“I tell the kids what a great country this is,” Holocaust survivor and Goleta resident Stan Ostern said of the United States.
When he arrived in America in 1946, Mr. Ostern was illiterate in not only English, but his native Polish, due to years without education that were instead spent hiding from Nazis and escaping death during the Holocaust.
Nevertheless, from those hard beginnings he has managed to make his life in America a success. Mr. Ostern had a long career as a physician and his wife, Edie, also a Holocaust survivor, is a professional artist.
Mr. and Ms. Ostern were interviewed at their house in Goleta on Wednesday for the latest in a series on Holocaust survivors whose pictures are displayed in the Jewish Federation of Greater Santa Barbara’s exhibit “Portraits of Survival: Life Journeys During the Holocaust and Beyond.”

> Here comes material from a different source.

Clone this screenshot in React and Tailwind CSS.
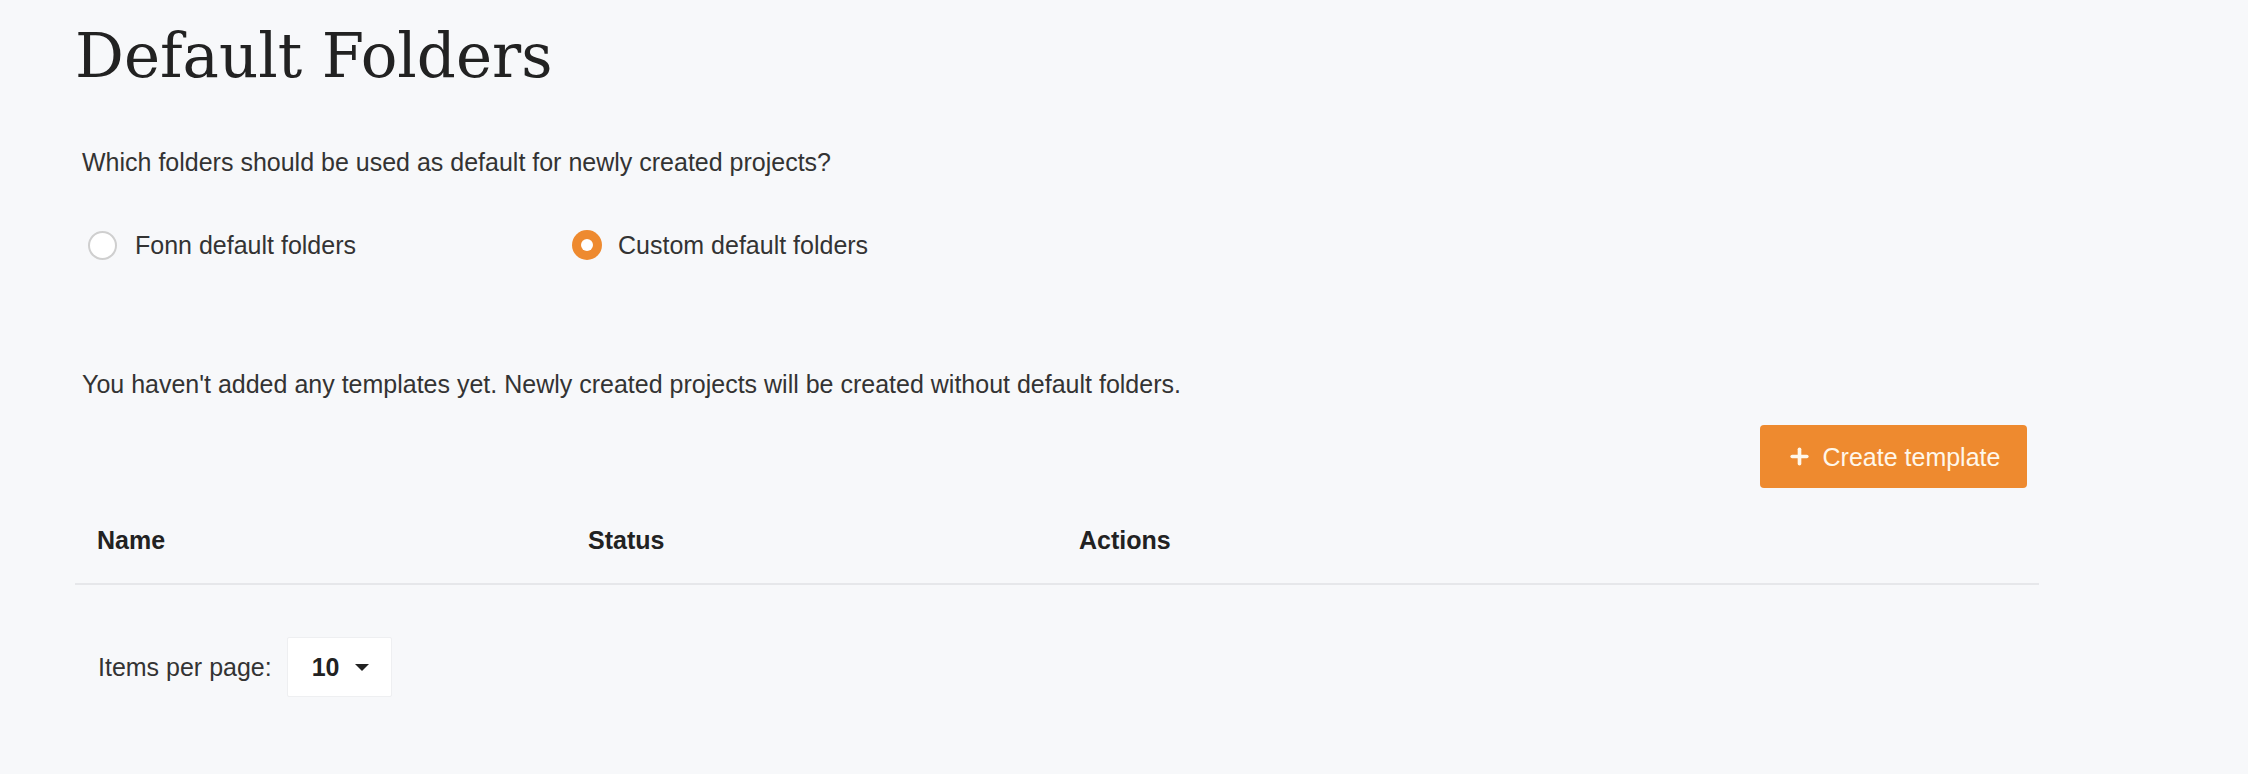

Born in 1935 in the town of Stryj, formerly part of Poland and now part of Ukraine, Mr. Ostern came from an affluent family, with a physician father and a grandfather who owned a large flour mill.
“It was great. I had a pretty nice life. … And in ’39 we were invaded by the Germans.”
German forces were only present in Stryj for about a week, however, and for two years the town would be occupied by the Soviet army due to the 1939 non-aggression pact between Adolf Hitler and Joseph Stalin.
Life under Russian control wasn’t plagued by genocide or extermination, but those deemed not to be good communists would be sent to prison and capitalists were taken to Siberia.
During the Russian occupation, word got around that Jews in Germany were being sent to concentration camps. Some feared that the Germans would one day come to Stryj. A certain engineer in the town thought so and decided to build a bunker, in which Mr. Ostern and his family would later hide for two years.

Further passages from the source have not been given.